Yes it is. Lets first unpack some myths about about gold standard or commodity money in general.
They dont necessary prevent inflation. Spain managed to have under gold standard a very large inflation compared to other European nations (Ferguson, 2008), and this happened even without debasement.
Furthermore as you yourself mention debasement can occur as well. Commodity money or gold standard dont mean the money have to be solely made of that commodity. In case of the commodity money you can easily have gold standard where you debase the % of metal every year even to the point of having 0.0001% of gold and it would still be gold standard. The only difference between debasement and printing money is that debasement is little bit more expensive as it involves smelting - but in modern industrial world the cost is not prohibitive so it could be done almost as easily as just printing money.
Backing paper money with gold does not prevent inflation by itself either. If you for example set the exchange rate to 1 euro = 1 troy ounce of gold, there is literary nothing preventing government from deciding one day that suddenly 1 euro = 0.001 troy ounce just because they decide so. Again thats still gold standard. Even if 1 euro would be set to be equal to be equal to 0.0000001 troy ounce it would still be gold standard. So whats the point?
Is there any way that gold standard may prevent inflation? From economic side not really (aside its more expensive to remint coins in case of using direct commodity money), but from political side it might be more difficult to justify debasement or change in the convertibility as non-economists might perceive that as some sort of cheating, but aside from politics gold standard offers zero protections against inflation by itself.
Next, its important to understand that deflation is also a form of price instability as inflation and it has negative effects on economy in similar ways as inflation (even if we exclude sticky wages). Deflation still creates unnecessary menu costs for example, same as inflation.
In addition to that deflation has extra negative effects because of sticky wages. Sticky wages does not mean that when everything gets cheaper your wages do too.
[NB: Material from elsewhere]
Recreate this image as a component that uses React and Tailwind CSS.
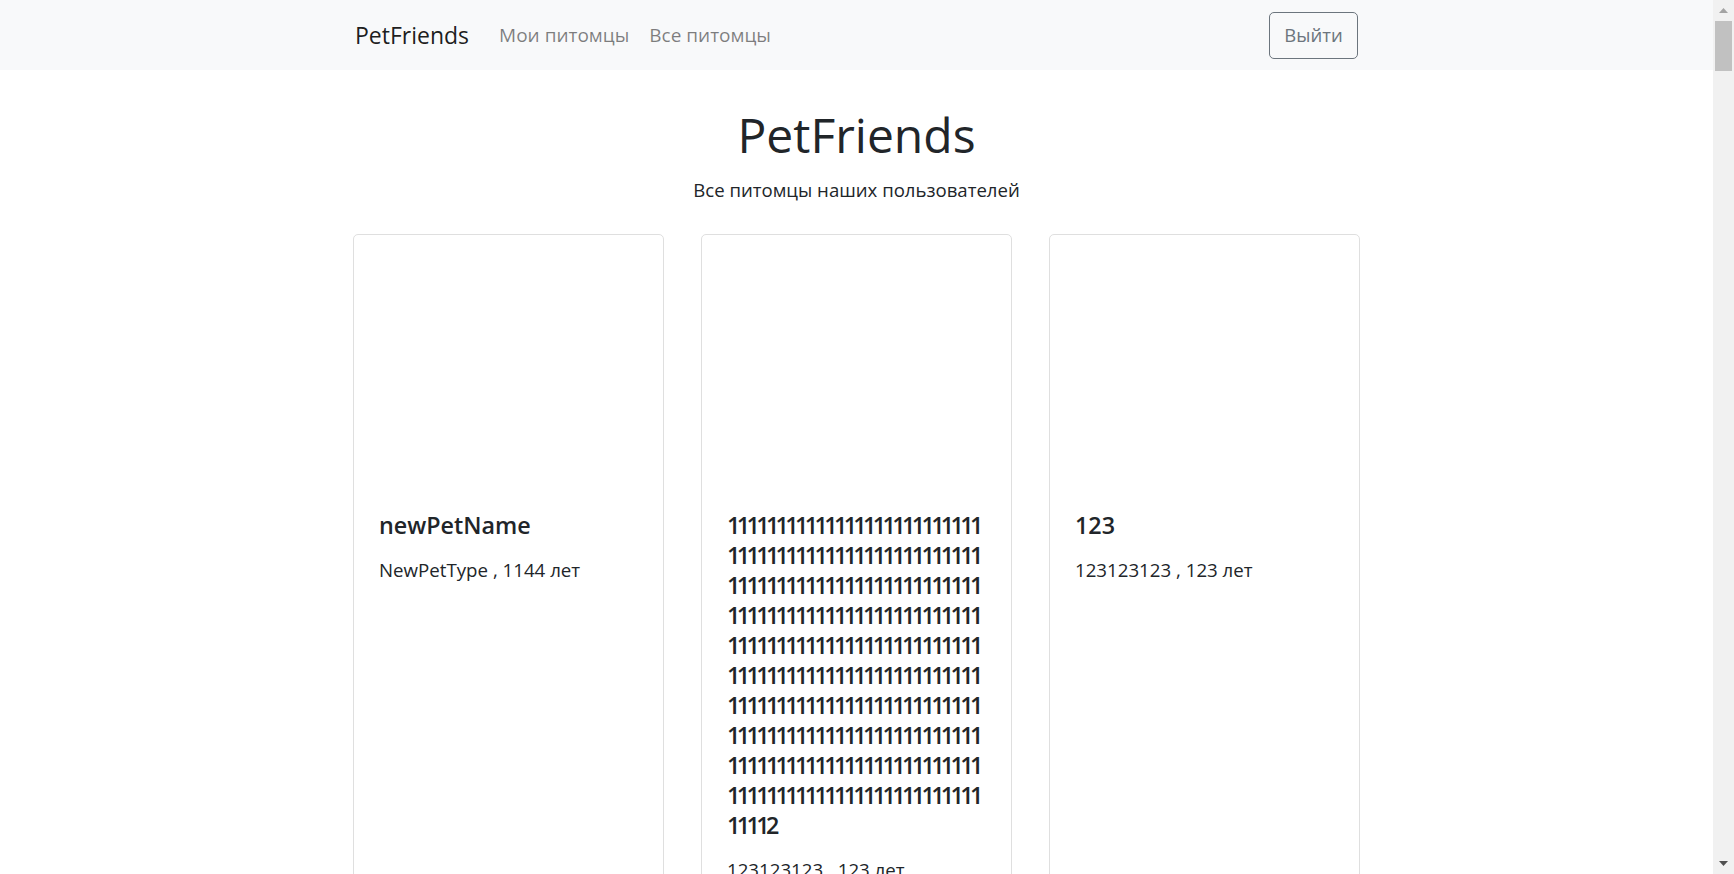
import React from "react";

const FONT = { fontFamily: '"Open Sans", "Noto Sans", sans-serif' };

function Card({ title, subtitle, titleClass = "" }) {
  return (
    <div className="border border-[#dfdfdf] rounded-[5px] bg-white h-[900px]">
      <div className="h-[250px]" />
      <div className="px-[25px] pt-[25px]">
        <h5 className={"text-[23.3px] leading-[30px] font-semibold text-[#212529] mb-[15px] " + titleClass}>
          {title}
        </h5>
        <p className="text-[18.7px] leading-[30px] text-[#212529]">{subtitle}</p>
      </div>
    </div>
  );
}

export default function App() {
  const ones = "1".repeat(264) + "2";
  return (
    <div className="flex h-[874px] overflow-hidden bg-white" style={FONT}>
      <div className="flex-1 min-w-0 flex flex-col">
        <nav className="h-[70px] shrink-0 bg-[#f8f9fa]">
          <div className="ml-[353px] w-[1007px] h-full flex items-center">
            <a className="text-[23px] leading-[38px] text-[rgba(0,0,0,0.9)] ml-[2px]">PetFriends</a>
            <div className="flex ml-[30px] gap-[20px] text-[19px] leading-[30px] text-[rgba(0,0,0,0.5)]">
              <a>Мои питомцы</a>
              <a>Все питомцы</a>
            </div>
            <button className="ml-auto mr-[2px] h-[47px] w-[89px] border border-[#6c757d] rounded-[5px] text-[18.5px] text-[#6c757d]">
              Выйти
            </button>
          </div>
        </nav>
        <main className="ml-[353px] w-[1007px]">
          <h1 className="mt-[35px] text-center text-[48px] leading-[60px] font-normal text-[#212529]">PetFriends</h1>
          <p className="mt-[10px] text-center text-[18.6px] leading-[30px] text-[#212529]">Все питомцы наших пользователей</p>
          <div className="mt-[29px] grid grid-cols-3 gap-[37px]">
            <Card title="newPetName" subtitle="NewPetType , 1144 лет" />
            <Card title={ones} subtitle="123123123 , 123 лет" titleClass="break-all tracking-[-3.6px]" />
            <Card title="123" subtitle="123123123 , 123 лет" />
          </div>
        </main>
      </div>
      <div className="w-[21px] shrink-0 bg-[#f1f1f1] flex flex-col">
        <div className="h-[21px] flex items-center justify-center">
          <svg width="9" height="5" viewBox="0 0 9 5"><path d="M0 5 L4.5 0 L9 5 Z" fill="#a3a3a3" /></svg>
        </div>
        <div className="mx-[2px] h-[50px] bg-[#c1c1c1]" />
        <div className="flex-1" />
        <div className="h-[21px] flex items-center justify-center">
          <svg width="9" height="5" viewBox="0 0 9 5"><path d="M0 0 L9 0 L4.5 5 Z" fill="#505050" /></svg>
        </div>
      </div>
    </div>
  );
}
It means that your wage remains the same (at least for certain period depending on stickiness) and due to the fact it cannot be adjusted quickly enough you would get unemployed. Economy with deflation is economy with unnecessary high unemployment which is additional cost of deflation. For this reason wast majority of economists thinks government should on purpose target yearly inflation of about 1-2% (Blanchard et al. 2013).
Furthermore, the modern evidence shows that independent central banks, if they choose so, are extremely efficient in maintaining price stability. In recent period Euro-Zone had average inflation well below 1% which is lower than historically many countries had under Gold/Silver standard. This just further illustrates that it literary does not matter what the money are made of as long as the stuff they are made of is not inconvenient to use (i.e. food that quickly spoils). How big or little inflation country has is ultimately a policy choice no matter what the money are made of. Even in case of cryptocurrency, if its controlled by government, the government can always decide to change the number of money by just changing the source code.
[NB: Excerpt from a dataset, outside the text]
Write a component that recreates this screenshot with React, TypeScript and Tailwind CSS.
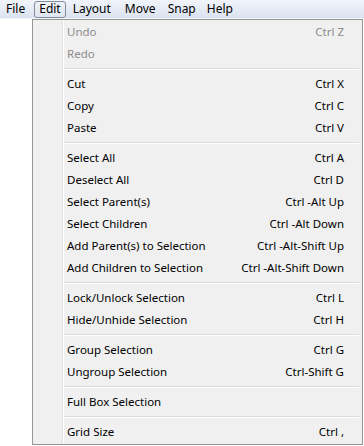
type Item = { label: string; shortcut?: string; disabled?: boolean } | 'sep';

const items: Item[] = [
  { label: 'Undo', shortcut: 'Ctrl Z', disabled: true },
  { label: 'Redo', disabled: true },
  'sep',
  { label: 'Cut', shortcut: 'Ctrl X' },
  { label: 'Copy', shortcut: 'Ctrl C' },
  { label: 'Paste', shortcut: 'Ctrl V' },
  'sep',
  { label: 'Select All', shortcut: 'Ctrl A' },
  { label: 'Deselect All', shortcut: 'Ctrl D' },
  { label: 'Select Parent(s)', shortcut: 'Ctrl -Alt Up' },
  { label: 'Select Children', shortcut: 'Ctrl -Alt Down' },
  { label: 'Add Parent(s) to Selection', shortcut: 'Ctrl -Alt-Shift Up' },
  { label: 'Add Children to Selection', shortcut: 'Ctrl -Alt-Shift Down' },
  'sep',
  { label: 'Lock/Unlock Selection', shortcut: 'Ctrl L' },
  { label: 'Hide/Unhide Selection', shortcut: 'Ctrl H' },
  'sep',
  { label: 'Group Selection', shortcut: 'Ctrl G' },
  { label: 'Ungroup Selection', shortcut: 'Ctrl-Shift G' },
  'sep',
  { label: 'Full Box Selection' },
  'sep',
  { label: 'Grid Size', shortcut: 'Ctrl ,' },
];

export default function App() {
  return (
    <div className="w-[364px] h-[446px] bg-white overflow-hidden text-[11.5px] text-black" style={{ fontFamily: '"Noto Sans", "Liberation Sans", sans-serif' }}>
      {/* menu bar */}
      <div className="h-[19px] flex items-center bg-gradient-to-b from-[#f1f4fa] to-[#dbe3f1] border-b border-[#f3f5fa] text-[12px]">
        <span className="ml-[6px] leading-[16px]">File</span>
        <span className="ml-[9px] h-[17px] px-[4px] flex items-center border border-[#838c99] rounded-[3px] bg-gradient-to-b from-[#eef1f7] to-[#dfe5f0] leading-[16px]">Edit</span>
        <span className="ml-[7px] leading-[16px]">Layout</span>
        <span className="ml-[14px] leading-[16px]">Move</span>
        <span className="ml-[12px] leading-[16px]">Snap</span>
        <span className="ml-[11px] leading-[16px]">Help</span>
      </div>

      {/* dropdown */}
      <div className="ml-[32px] w-[331px] border border-[#979797] bg-[#f0f0f0] pt-[1px] pb-[1px] relative">
        <div className="absolute left-[29px] top-0 bottom-0 w-[2px] border-l border-[#e2e3e3] bg-white" />
        {items.map((it, i) =>
          it === 'sep' ? (
            <div key={i} className="h-[8px] flex items-center pl-[31px] pr-[3px] relative">
              <div className="w-full h-[2px] border-t border-[#dadada] bg-white" />
            </div>
          ) : (
            <div key={i} className={`h-[22px] flex items-center justify-between pl-[34px] pr-[18px] relative ${it.disabled ? 'text-[#8d8d8d]' : ''}`}>
              <span>{it.label}</span>
              {it.shortcut && <span>{it.shortcut}</span>}
            </div>
          )
        )}
      </div>
    </div>
  );
}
So the question is why bother having gold standard if its literary just using a useful commodity that could be otherwise used in industry for jewelry/electronics etc. improving peoples material standards of living and it does not hold any real advantage over fiat currency except
So to sum up:
its a myth that gold standard by itself prevents inflation. In medieval era inflation was kept low mainly due to technical difficulties and due to general weak governments that could not just impose any debased coinage on its populus. Modern day government deciding to be on gold standard with coins with 0.000001% gold can do so as easily as imposing fiat money on its population just by demanding taxes being paid using said coins. There might be some purely political reason why it might be harder for government to increase inflation under gold standard but no direct economic reasons (aside that smelting might be bit more expensive than printing in case you want to have actual coinage and not just backing)
Deflation is not desirable. As inflation, deflation is a form of price instability. In fact in presence of sticky wages deflation has additional costs making it worse than inflation but even without sticky wages you would not want deflation but maintain price level stable.
Modern independent central banks can easily deliver price stability. In fact most mainstream economists nowadays are accusing central banks such as ECB to not doing enough to raise inflation to at least 1-2%. Euro is actually being routinely compared to gold standard - see for example Eichengreen & Temin (2010).
There is no reason to use a commodity which has valuable industrial uses as money when paper does the job in principle as well. Its just a waste of scarce resources that could otherwise be employed in productive uses.
Blanchard, O., Amighini, A., & Giavazzi, F. (2013). Macroeconomics: a European perspective.
Eichengreen, B., & Temin, P. (2010). Fetters of gold and paper. oxford review of Economic Policy, 26(3), 370-384.
Ferguson, N. (2008). The ascent of money: A financial history of the world. Penguin.